Inhaltlich wird in dem Film leider doch ein sehr konservatives Rollenbild der Frauen vermittelt. Auch in der einen oder anderen Szene wird gezeigt, dass es die Aufgaben der Frauen ist, zu Hause zu bleiben, die Familien zu verwalten und den abwesenden Männern den Rücken frei zu halten. Dieses Bild wird auch unterstützt durch den Song, den die Frauen letztendlich in London vortragen. Er besteht aus Zitaten der Briefe, die die Männer aus Afghanistan geschickt haben.

Das ist schade, dass die in dem Film propagierten Wertvorstellungen die starken schauspielerischen Leistungen von Kristin Scott Thomas, Sharon Horgan und den anderen Frauen überschatten.
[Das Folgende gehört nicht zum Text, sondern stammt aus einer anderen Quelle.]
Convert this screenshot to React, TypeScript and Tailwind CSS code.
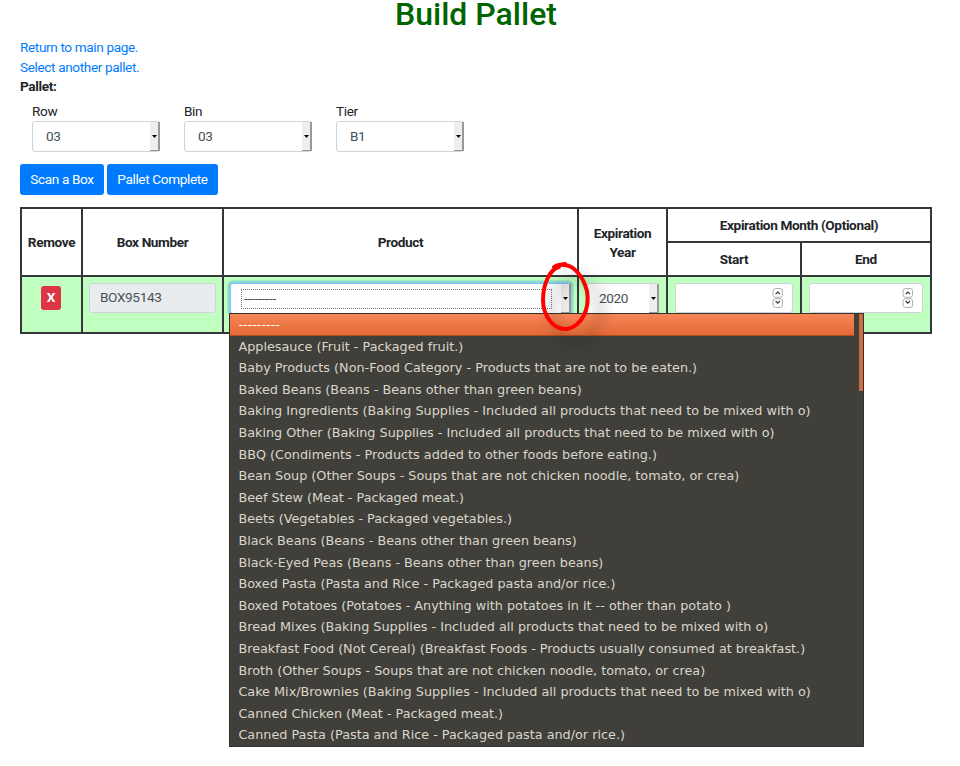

Wenn man allerdings von der im Film unterschwelligen Propaganda absieht, ist trotz aller Kritik ein charmanter und auch sehenswerter Film entstanden, der ganz sicher sein Publikum finden kann. Auch macht "Mrs. Taylor's Singing Club" deutlich, wieso die Military Wives Choirs Organisation im Leben der Frauen, die auf einer Militärbasis wohnen, inzwischen eine so wichtige Rolle spielt.

Zusatz: Neben dem Film hat es auch noch den Soundtrack zum Film gegeben, der am 23. April 2020 erschienen ist. Die Disc enthält 13 Lieder und 2 Bonus-Songs, die von dem Original Military Wives Chor gesungen werden. Der Cast des Films steuert ein Lied bei, weitere drei Songs singen der Chor und der Cast zusammen.

Foto: Kristin Scott Thomas als Kate Taylor und Sharon Horgan als Lisa © LEONINE

Info:
Mrs. Taylor's Singing Club (Großbritannien, 2019)
Originaltitel: Military Wives
Genre: Drama, Musik
Filmlänge: 110 Min.
Regie: Peter Cattaneo
Drehbuch: Rosanne Flynn, Rachel Tunnard
Darsteller: Kristin Scott Thomas, Sharon Horgan, Jason Flemyng, Gregg Wise, Emma Lowndes, Amy James-Kelly u.a.